Louisiana will tax its poor to fill in the budget gap created by former governor Bobby Jindal — mainly caused by deep tax cuts for the rich.
The state of Louisiana is facing a crisis right now, and according to the state’s new governor, John Bel Edwards, the only way to fix it is by raising sales tax by 25%. The citizens are outraged by the deal, as it affects lower income households far more than wealthier ones.
While people in the top 20 percent of the income distribution will pay 41 percent of the total cost of the tax hike, according to the Louisiana Budget Project, the sales tax takes a bigger bite out of a poor family’s income than a rich one’s.
The Louisiana Legislature met on Wednesday to discuss the crisis, but the state remains $800 million short. Edwards stated at a press conference, “This is not our best day. I cannot stress that enough.”

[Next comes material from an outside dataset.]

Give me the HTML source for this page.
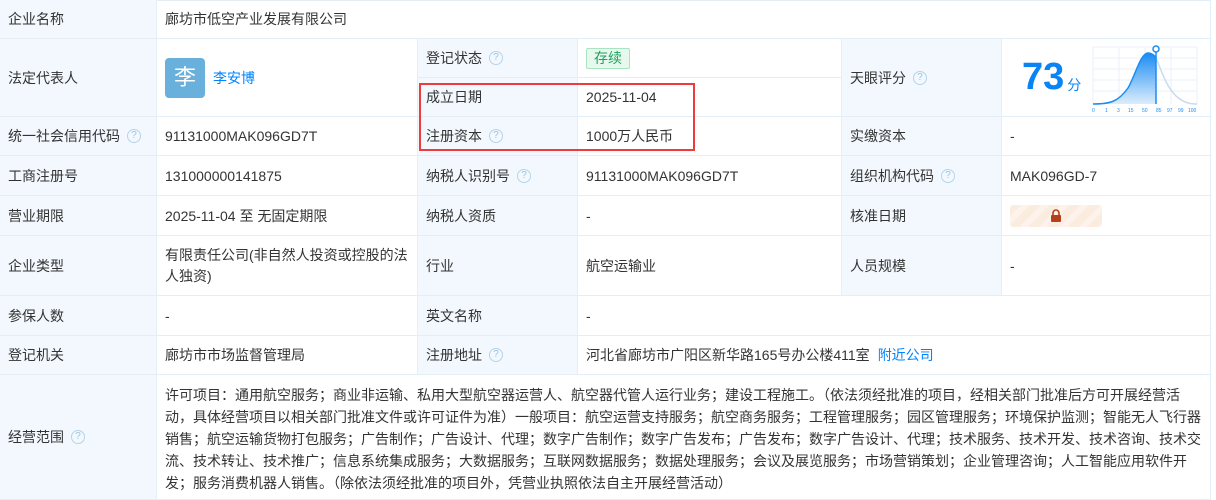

Another plan by the legislature is to reduce the $800 million by cutting back on education, healthcare, family services, and children’s programs. According to Nola Politics, the losers of this tax hike include people who will be using TOPS next year (a popular scholarship program), smokers, tourists, retail shops and convenience stores, people who consume alcohol, people who purchase items online, and heavy industry. Winners include government officials, people who pay income tax, and the oil and gas industry.
Currently, the state’s economic future is bleak. While officials claim that the tax hike will end in June 2018, it leaves citizens wondering if that’s even possible. According to the Associated Press, the financial situation is listed as uncertain.